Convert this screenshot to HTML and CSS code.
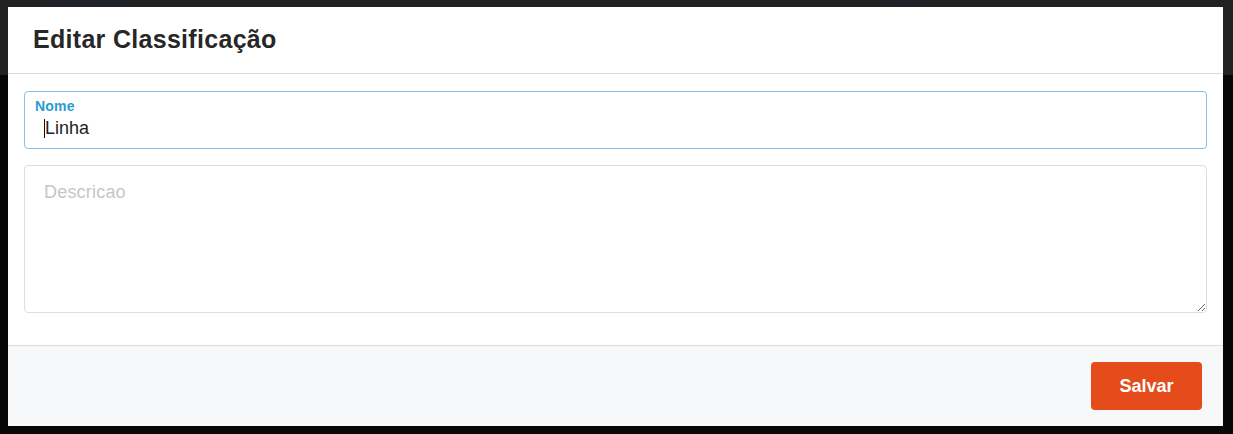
FILE: index.html
```html
<!DOCTYPE html>
<html lang="pt">
<head>
<meta charset="utf-8">
<title>Editar Classificação</title>
<link rel="stylesheet" href="styles.css">
</head>
<body>
<div class="page-behind">
  <span class="behind-label behind-1">Classificação</span>
  <span class="behind-label behind-2">Editar</span>
</div>
<div class="modal">
  <header class="modal-header">
    <h1 class="modal-title">Editar Classificação</h1>
  </header>
  <div class="modal-body">
    <div class="field field-active">
      <label class="field-label" for="nome">Nome</label>
      <div class="input-wrap">
        <span class="caret"></span>
        <input id="nome" class="field-input" type="text" value="Linha">
      </div>
    </div>
    <textarea class="field-textarea" placeholder="Descricao"></textarea>
  </div>
  <footer class="modal-footer">
    <button class="btn-save" type="button">Salvar</button>
  </footer>
</div>
</body>
</html>
```

FILE: styles.css
```css
* { box-sizing: border-box; }

html, body {
  margin: 0;
  height: 100%;
}

body {
  font-family: "Liberation Sans", Arial, sans-serif;
  background: linear-gradient(to bottom, #222222 0, #222222 75px, #070707 75px, #070707 100%);
  position: relative;
  overflow: hidden;
}

.page-behind {
  position: absolute;
  top: -9px;
  left: 0;
  right: 0;
  height: 20px;
  font-size: 14px;
  font-weight: bold;
  color: #1c2430;
}

.behind-label { position: absolute; top: 0; }
.behind-1 { left: 38px; }
.behind-2 { left: 885px; }

.modal {
  position: relative;
  margin: 7px 10px 0 8px;
  background: #ffffff;
  height: 419px;
  display: flex;
  flex-direction: column;
}

.modal-header {
  height: 67px;
  border-bottom: 1px solid #dcdcdc;
  padding: 0 25px;
  display: flex;
  align-items: center;
}

.modal-title {
  margin: 0;
  font-size: 25px;
  font-weight: bold;
  color: #272727;
  letter-spacing: 0.3px;
  position: relative;
  top: -1px;
}

.modal-body {
  padding: 17px 16px 32px 16px;
  display: flex;
  flex-direction: column;
  gap: 16px;
  border-bottom: 1px solid #dcdcdc;
}

.field {
  height: 58px;
  border: 1px solid #8cc0e2;
  border-radius: 4px;
  padding: 6px 10px 0 10px;
  display: flex;
  flex-direction: column;
}

.field-label {
  font-size: 14px;
  font-weight: bold;
  color: #2c9bd4;
  line-height: 16px;
  letter-spacing: 0.2px;
}

.input-wrap {
  position: relative;
  padding-left: 10px;
  margin-top: 2px;
}

.caret {
  position: absolute;
  left: 9px;
  top: 3px;
  width: 1px;
  height: 19px;
  background: #111;
}

.field-input {
  border: none;
  outline: none;
  padding: 0;
  margin: 0;
  width: 100%;
  font-family: "Liberation Sans", Arial, sans-serif;
  font-size: 18px;
  line-height: 24px;
  color: #222;
  background: transparent;
}

.field-textarea {
  display: block;
  height: 148px;
  width: 100%;
  border: 1px solid #dedede;
  border-radius: 4px;
  padding: 15px 19px;
  font-family: "Liberation Sans", Arial, sans-serif;
  font-size: 18px;
  line-height: 22px;
  color: #222;
  resize: vertical;
  outline: none;
}

.field-textarea::placeholder { color: #c6c6c6; letter-spacing: 0.2px; }

.modal-footer {
  flex: 1;
  background: #f7f8fa;
  display: flex;
  justify-content: flex-end;
  align-items: flex-start;
  padding: 16px 21px 16px 16px;
}

.btn-save {
  width: 111px;
  height: 48px;
  border: none;
  border-radius: 4px;
  background: #e64c1b;
  color: #ffffff;
  font-family: "Liberation Sans", Arial, sans-serif;
  font-size: 18px;
  font-weight: bold;
  cursor: pointer;
}
```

_ _ _

▶ _PROMPT_: Transcribe the material as is, with images omitted.

▶ _SOLUTION_:
Convert this screenshot to HTML and CSS code.
FILE: index.html
```html
<!DOCTYPE html>
<html lang="pt">
<head>
<meta charset="utf-8">
<title>Editar Classificação</title>
<link rel="stylesheet" href="styles.css">
</head>
<body>
<div class="page-behind">
  <span class="behind-label behind-1">Classificação</span>
  <span class="behind-label behind-2">Editar</span>
</div>
<div class="modal">
  <header class="modal-header">
    <h1 class="modal-title">Editar Classificação</h1>
  </header>
  <div class="modal-body">
    <div class="field field-active">
      <label class="field-label" for="nome">Nome</label>
      <div class="input-wrap">
        <span class="caret"></span>
        <input id="nome" class="field-input" type="text" value="Linha">
      </div>
    </div>
    <textarea class="field-textarea" placeholder="Descricao"></textarea>
  </div>
  <footer class="modal-footer">
    <button class="btn-save" type="button">Salvar</button>
  </footer>
</div>
</body>
</html>
```

FILE: styles.css
```css
* { box-sizing: border-box; }

html, body {
  margin: 0;
  height: 100%;
}

body {
  font-family: "Liberation Sans", Arial, sans-serif;
  background: linear-gradient(to bottom, #222222 0, #222222 75px, #070707 75px, #070707 100%);
  position: relative;
  overflow: hidden;
}

.page-behind {
  position: absolute;
  top: -9px;
  left: 0;
  right: 0;
  height: 20px;
  font-size: 14px;
  font-weight: bold;
  color: #1c2430;
}

.behind-label { position: absolute; top: 0; }
.behind-1 { left: 38px; }
.behind-2 { left: 885px; }

.modal {
  position: relative;
  margin: 7px 10px 0 8px;
  background: #ffffff;
  height: 419px;
  display: flex;
  flex-direction: column;
}

.modal-header {
  height: 67px;
  border-bottom: 1px solid #dcdcdc;
  padding: 0 25px;
  display: flex;
  align-items: center;
}

.modal-title {
  margin: 0;
  font-size: 25px;
  font-weight: bold;
  color: #272727;
  letter-spacing: 0.3px;
  position: relative;
  top: -1px;
}

.modal-body {
  padding: 17px 16px 32px 16px;
  display: flex;
  flex-direction: column;
  gap: 16px;
  border-bottom: 1px solid #dcdcdc;
}

.field {
  height: 58px;
  border: 1px solid #8cc0e2;
  border-radius: 4px;
  padding: 6px 10px 0 10px;
  display: flex;
  flex-direction: column;
}

.field-label {
  font-size: 14px;
  font-weight: bold;
  color: #2c9bd4;
  line-height: 16px;
  letter-spacing: 0.2px;
}

.input-wrap {
  position: relative;
  padding-left: 10px;
  margin-top: 2px;
}

.caret {
  position: absolute;
  left: 9px;
  top: 3px;
  width: 1px;
  height: 19px;
  background: #111;
}

.field-input {
  border: none;
  outline: none;
  padding: 0;
  margin: 0;
  width: 100%;
  font-family: "Liberation Sans", Arial, sans-serif;
  font-size: 18px;
  line-height: 24px;
  color: #222;
  background: transparent;
}

.field-textarea {
  display: block;
  height: 148px;
  width: 100%;
  border: 1px solid #dedede;
  border-radius: 4px;
  padding: 15px 19px;
  font-family: "Liberation Sans", Arial, sans-serif;
  font-size: 18px;
  line-height: 22px;
  color: #222;
  resize: vertical;
  outline: none;
}

.field-textarea::placeholder { color: #c6c6c6; letter-spacing: 0.2px; }

.modal-footer {
  flex: 1;
  background: #f7f8fa;
  display: flex;
  justify-content: flex-end;
  align-items: flex-start;
  padding: 16px 21px 16px 16px;
}

.btn-save {
  width: 111px;
  height: 48px;
  border: none;
  border-radius: 4px;
  background: #e64c1b;
  color: #ffffff;
  font-family: "Liberation Sans", Arial, sans-serif;
  font-size: 18px;
  font-weight: bold;
  cursor: pointer;
}
```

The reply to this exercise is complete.